If you don’t start flying, you won’t make it. He who always remains only dreaming, will not feel the freedom.

Move 4 God and Freedom

And that is exactly the direction in which God wants to take us. He trusts us that we can do something. He wants to give us strength. He believes in us. He hopes for us.

It is similar with faith: it is easy to say, God doesn’t mean anything to me. I don’t feel anything. I am not religious. But here too: if you do not try to pray, to read the Bible, to talk about faith with others, then you simply can’t know. Hoping, believing, trusting only works if I try it, get involved in it, if I take flight. A living relationship with God gives me freedom.

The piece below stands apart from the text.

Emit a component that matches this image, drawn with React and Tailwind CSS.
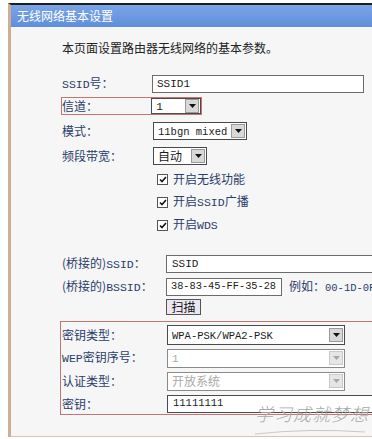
import React from "react";

const cjk = { fontFamily: '"Noto Sans CJK SC", "Noto Sans", sans-serif' };
const mono = '"Liberation Mono", "Noto Sans CJK SC", monospace';

function Latin({ children, size = "text-[11px]" }) {
  return (
    <span className={size} style={{ fontFamily: mono }}>
      {children}
    </span>
  );
}

function Arrow({ disabled }) {
  return (
    <span
      className={
        "flex h-[14px] w-[14px] shrink-0 items-center justify-center border " +
        (disabled ? "border-[#c9c9c9] bg-[#e6e6e6]" : "border-[#9a9a9a] bg-[#d8d8d8]")
      }
    >
      <svg width="7" height="4" viewBox="0 0 7 4">
        <path d="M0 0h7L3.5 4z" fill={disabled ? "#a8a8a8" : "#111"} />
      </svg>
    </span>
  );
}

function Select({ value, width, disabled, h = "h-[18px]" }) {
  return (
    <div
      className={
        "flex items-center justify-between border bg-white pl-[4px] pr-[1px] " +
        h +
        " " +
        (disabled ? "border-[#8a8a8a] text-[#a9a9a9]" : "border-[#4a4a4a] text-[#1b1b1b]")
      }
      style={{ width }}
    >
      <span className="text-[12px] leading-none">{value}</span>
      <Arrow disabled={disabled} />
    </div>
  );
}

function Check({ children }) {
  return (
    <div className="flex h-[20px] items-center pl-[95px]">
      <span className="flex h-[11px] w-[11px] items-center justify-center border border-[#555] bg-white">
        <svg width="8" height="7" viewBox="0 0 8 7">
          <path d="M1 3.5l2 2 4-4.5" stroke="#111" strokeWidth="1.6" fill="none" />
        </svg>
      </span>
      <span className="ml-[5px] text-[12px] text-[#2a3d6b]">{children}</span>
    </div>
  );
}

export default function App() {
  return (
    <div className="relative h-[439px] w-[372px] overflow-hidden bg-white" style={cjk}>
      <div className="ml-[8px] mt-[3px] flex h-[434px] flex-col border-l-[3px] border-t-2 border-l-[#cfae95] border-t-[#1e1e1e]">
        <div className="h-[22px] bg-gradient-to-b from-[#7aa4e6] to-[#5f8fdc] pl-[6px] text-[12px] leading-[22px] text-white">
          无线网络基本设置
        </div>
        <div className="flex-1 border-b border-[#d9c4b3] bg-[#f6f6f6] pl-[51px]">
          <p className="mt-[13px] text-[12px] leading-[16px] text-[#222]">
            本页面设置路由器无线网络的基本参数。
          </p>

          <div className="mt-[19px] flex h-[18px] items-center">
            <span className="w-[90px] text-[12px] text-[#2a3d6b]">
              <Latin size="text-[11.5px]">SSID</Latin>号：
            </span>
            <div className="flex h-[18px] w-[212px] items-center border border-[#6b6b6b] bg-white pl-[4px] text-[#1b1b1b]">
              <Latin>SSID1</Latin>
            </div>
          </div>

          <div className="mt-[4px] flex h-[18px] w-[141px] items-center border border-[#c77474] -ml-[1px]">
            <span className="w-[90px] text-[12px] text-[#2a3d6b]">信道：</span>
            <Select value={<Latin>1</Latin>} width={50} h="h-[16px]" />
          </div>

          <div className="mt-[7px] flex h-[18px] items-center">
            <span className="w-[91px] text-[12px] text-[#2a3d6b]">模式：</span>
            <Select value={<Latin size="text-[10.5px]">11bgn mixed</Latin>} width={94} />
          </div>

          <div className="mt-[7px] flex h-[18px] items-center">
            <span className="w-[91px] text-[12px] text-[#2a3d6b]">频段带宽：</span>
            <Select value="自动" width={54} />
          </div>

          <div className="mt-[4px] flex flex-col gap-[3px]">
            <Check>开启无线功能</Check>
            <Check>
              开启<Latin size="text-[11.5px]">SSID</Latin>广播
            </Check>
            <Check>
              开启<Latin size="text-[11.5px]">WDS</Latin>
            </Check>
          </div>

          <div className="mt-[20px] flex h-[18px] items-center">
            <span className="w-[104px] shrink-0 text-[12px] text-[#2a3d6b]">
              (桥接的)<Latin size="text-[11.5px]">SSID</Latin>：
            </span>
            <div className="flex h-[18px] w-[230px] shrink-0 items-center border border-[#6b6b6b] bg-white pl-[5px] text-[#1b1b1b]">
              <Latin>SSID</Latin>
            </div>
          </div>

          <div className="mt-[5px] flex h-[18px] items-center whitespace-nowrap">
            <span className="w-[104px] shrink-0 text-[12px] text-[#2a3d6b]">
              (桥接的)<Latin size="text-[11.5px]">BSSID</Latin>：
            </span>
            <div className="flex h-[18px] w-[116px] shrink-0 items-center border border-[#6b6b6b] bg-white pl-[4px] text-[#1b1b1b]">
              <Latin size="text-[10.3px]">38-83-45-FF-35-28</Latin>
            </div>
            <span className="ml-[7px] shrink-0 text-[12px] text-[#2a3d6b]">
              例如：<Latin size="text-[10.5px]">00-1D-0F</Latin>
            </span>
          </div>

          <div className="mt-[3px] pl-[104px]">
            <div className="flex h-[16px] w-[35px] items-center justify-center border border-[#555] bg-[#ebe7f1] text-[12px] leading-none text-[#111]">
              扫描
            </div>
          </div>

          <div className="-ml-[2px] mt-[6px] flex w-[320px] flex-col gap-[3px] border-y border-l border-[#c77474] pl-[1px] pt-[3px]">
            <div className="flex h-[20px] items-center">
              <span className="w-[105px] text-[12px] text-[#2a3d6b]">密钥类型：</span>
              <Select value={<Latin size="text-[10.5px]">WPA-PSK/WPA2-PSK</Latin>} width={178} h="h-[20px]" />
            </div>
            <div className="flex h-[20px] items-center">
              <span className="w-[105px] text-[12px] text-[#2a3d6b]">
                <Latin size="text-[11.5px]">WEP</Latin>密钥序号：
              </span>
              <Select value={<Latin>1</Latin>} width={178} disabled h="h-[19px]" />
            </div>
            <div className="flex h-[20px] items-center">
              <span className="w-[105px] text-[12px] text-[#2a3d6b]">认证类型：</span>
              <Select value="开放系统" width={178} disabled h="h-[19px]" />
            </div>
            <div className="flex h-[20px] items-center">
              <span className="w-[105px] shrink-0 text-[12px] text-[#2a3d6b]">密钥：</span>
              <div className="flex h-[18px] w-[220px] shrink-0 items-center border border-[#4a4a4a] bg-white pl-[5px] text-[#1b1b1b]">
                <Latin size="text-[10.5px]">11111111</Latin>
              </div>
            </div>
          </div>
        </div>
      </div>

      <div className="pointer-events-none absolute left-[255px] top-[402px]">
        <span
          className="text-[18px] italic leading-[22px] tracking-[1px] text-[#a9a9a9]"
          style={{ fontFamily: '"Noto Sans CJK SC", sans-serif', fontWeight: 300 }}
        >
          学习成就梦想
        </span>
        <svg className="absolute left-0 top-[27px]" width="110" height="6" viewBox="0 0 110 6">
          <path d="M0 5 Q55 -1 110 3" stroke="#c9c9c9" strokeWidth="1" fill="none" />
        </svg>
      </div>
    </div>
  );
}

Move 5 Placed in the world

One last look at Paul’s word to the Galatians. He writes: Brothers, and sisters, you were called to freedom! Not, however, to a freedom that gives room only to flesh, that is, provides the pretext for what you selfishly desire. Rather, to freedom to serve one another in love.

Freedom, dear congregation, I think we agree, cannot be limitless.

Serve one another in love. That is the foundation on which my freedom stands.

When I am freed from the fear of falling short, we can experience new things and freedom in each other, in love.

Then, dear confirmands, your backpack, which you have symbolically brought with you to the confirmation classes, will continue to be filled with things necessary for life.

We’re still on our journey together, if that is what you want. You’ll always find open doors here.

And you are freed to freedom, to look into the distance, the sun before you, the sky above you. To soar like the eagle.

God says “yes” to you, again and again. You are good, just as you are. Free from the pressure to perform, especially in matters of faith.

That is freedom. And I wish us all this freedom and, especially, I wish you, dear confirmands, this freedom.